Joel McCrea is the straight man here but the rest of the cast takes the comedy by the reigns. Claudette Colbert is luminous and Mary Astor and Rudy Valle nearly steal the film with their earnestly hilarious performances. Zanier than some of his other work, The Palm Beach Story still sizzles with Sturges’ trademark wit and style.
10. Some Like It Hot (1959)
Billy Wilder proved to be one the most versatile directors to achieve iconic status. Never one to be boxed in, he was adept at lensing every kind of genre, from human dramas to noir potboilers to effervescent comedies. He struck gold on the latter with Some Like It Hot.

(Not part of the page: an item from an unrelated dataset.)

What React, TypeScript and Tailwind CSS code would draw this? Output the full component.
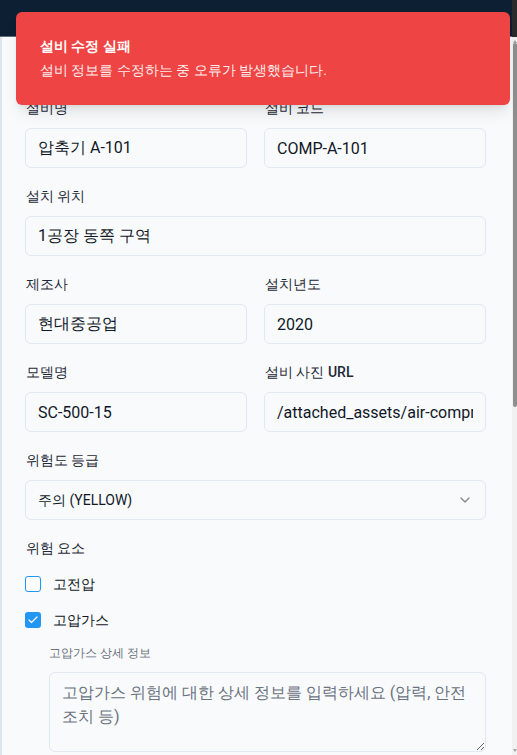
import React from "react";
import { ChevronDown, Check } from "lucide-react";

const FONT = { fontFamily: 'Roboto, "Noto Sans", sans-serif' };

function Field({
  label,
  children,
  span,
}: {
  label: React.ReactNode;
  children: React.ReactNode;
  span?: boolean;
}) {
  return (
    <div className={span ? "col-span-2 flex flex-col" : "flex flex-col"}>
      <div className="h-5 mb-[10px] text-sm leading-5 text-[#1f2937] pl-px">{label}</div>
      {children}
    </div>
  );
}

function TextInput({ value }: { value: string }) {
  return (
    <input
      readOnly
      value={value}
      style={FONT}
      className="h-10 w-full rounded-md border border-[#e2e8f0] bg-[#f8fafc] px-3 text-base text-[#111827] outline-none"
    />
  );
}

export default function App() {
  return (
    <div className="relative w-[517px] h-[755px] overflow-hidden flex flex-col bg-[#f9fafb]" style={FONT}>
      {/* header */}
      <div className="flex h-[37px] shrink-0">
        <div className="flex-1 bg-[#0c1f33] border-b border-[#5f6b78]" />
        <div className="w-[5px] bg-[#2b2b2b]" />
      </div>

      <div className="flex flex-1 min-h-0">
        {/* panel */}
        <div className="flex-1 border-l-2 border-[#dfe5ee] bg-[#f9fafb] pl-[23px] pr-[26px] pt-[61px]">
          <div className="grid grid-cols-2 gap-x-[17px] gap-y-[18px]">
            <Field label="설비명">
              <TextInput value="압축기 A-101" />
            </Field>
            <Field label="설비 코드">
              <TextInput value="COMP-A-101" />
            </Field>
            <Field label="설치 위치" span>
              <TextInput value="1공장 동쪽 구역" />
            </Field>
            <Field label="제조사">
              <TextInput value="현대중공업" />
            </Field>
            <Field label="설치년도">
              <TextInput value="2020" />
            </Field>
            <Field label="모델명">
              <TextInput value="SC-500-15" />
            </Field>
            <Field
              label={
                <span>
                  설비 사진 <span className="font-medium">URL</span>
                </span>
              }
            >
              <TextInput value="/attached_assets/air-compressor-01.png" />
            </Field>
            <Field label="위험도 등급" span>
              <div className="h-10 rounded-md border border-[#e2e8f0] bg-[#f8fafc] px-3 flex items-center justify-between text-sm text-[#111827]">
                <span>주의 (YELLOW)</span>
                <ChevronDown className="w-4 h-4 opacity-50" strokeWidth={2} />
              </div>
            </Field>
            <div className="col-span-2 flex flex-col">
              <div className="h-5 text-sm leading-5 text-[#1f2937] pl-px">위험 요소</div>
              <div className="mt-4 flex flex-col gap-4">
                <div className="flex items-center h-5 gap-3">
                  <div className="w-4 h-4 rounded-[3px] border border-[#2196f3] bg-white" />
                  <span className="text-sm text-[#111827]">고전압</span>
                </div>
                <div className="flex items-center h-5 gap-3">
                  <div className="w-4 h-4 rounded-[3px] bg-[#2196f3] flex items-center justify-center">
                    <Check className="w-3 h-3 text-white" strokeWidth={2.5} />
                  </div>
                  <span className="text-sm text-[#111827]">고압가스</span>
                </div>
              </div>
              <div className="ml-6 mt-[15px] flex flex-col">
                <div className="h-4 text-xs leading-4 text-[#6b7280]">고압가스 상세 정보</div>
                <textarea
                  className="mt-[11px] min-h-[80px] h-[80px] w-full rounded-md border border-[#e2e8f0] bg-[#f8fafc] px-3 py-2 text-base leading-6 text-[#111827] placeholder:text-[#6b7280] outline-none"
                  placeholder="고압가스 위험에 대한 상세 정보를 입력하세요 (압력, 안전 조치 등)"
                  style={FONT}
                />
              </div>
            </div>
          </div>
        </div>

        {/* scrollbar */}
        <div className="w-[5px] bg-[#f1f1f1] flex flex-col items-center">
          <div className="h-[6px] w-full flex items-end justify-center">
            <div className="w-0 h-0 border-l-[2px] border-r-[2px] border-b-[3px] border-l-transparent border-r-transparent border-b-[#a3a3a3]" />
          </div>
          <div className="w-[4px] h-[364px] rounded-full bg-[#8f8f8f]" />
          <div className="flex-1" />
          <div className="h-[6px] w-full flex items-start justify-center">
            <div className="w-0 h-0 border-l-[2px] border-r-[2px] border-t-[3px] border-l-transparent border-r-transparent border-t-[#a3a3a3]" />
          </div>
        </div>
      </div>

      {/* toast */}
      <div className="absolute left-[16px] top-[12px] w-[494px] h-[93px] rounded-md bg-[#ef4444] p-6 shadow-lg text-white">
        <div className="text-sm leading-5 font-semibold">설비 수정 실패</div>
        <div className="mt-1 text-sm leading-5 opacity-90">설비 정보를 수정하는 중 오류가 발생했습니다.</div>
      </div>
    </div>
  );
}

The classic farce features Tony Curtis and Jack Lemmon as two down and out musicians who, after witnessing a mob murder, disguise themselves as women in an all-female band in order to escape certain death. Befriending a beautiful blonde ukulele player (Marilyn Monroe) while trying to keep up their gender charade proves more complicated than they expect.
The film is breezy and hilarious, never afraid to play up its comic sensibilities. It packs a confident comedic wallop but also wraps themes of gender and sexuality into an arresting, and for its time, surprisingly progressive package. The performances, especially by the three leads, are pure joy. Curtis is dapper and suave, Lemmon is relentlessly hilarious and Monroe is both warm and funny (belying her notorious insecurity, which plagued much of the filming).
From the snappy opening of the film to its classic final line uttered by the great Joe E. Brown, Some Like It Hot is the epitome of classic comedy done right.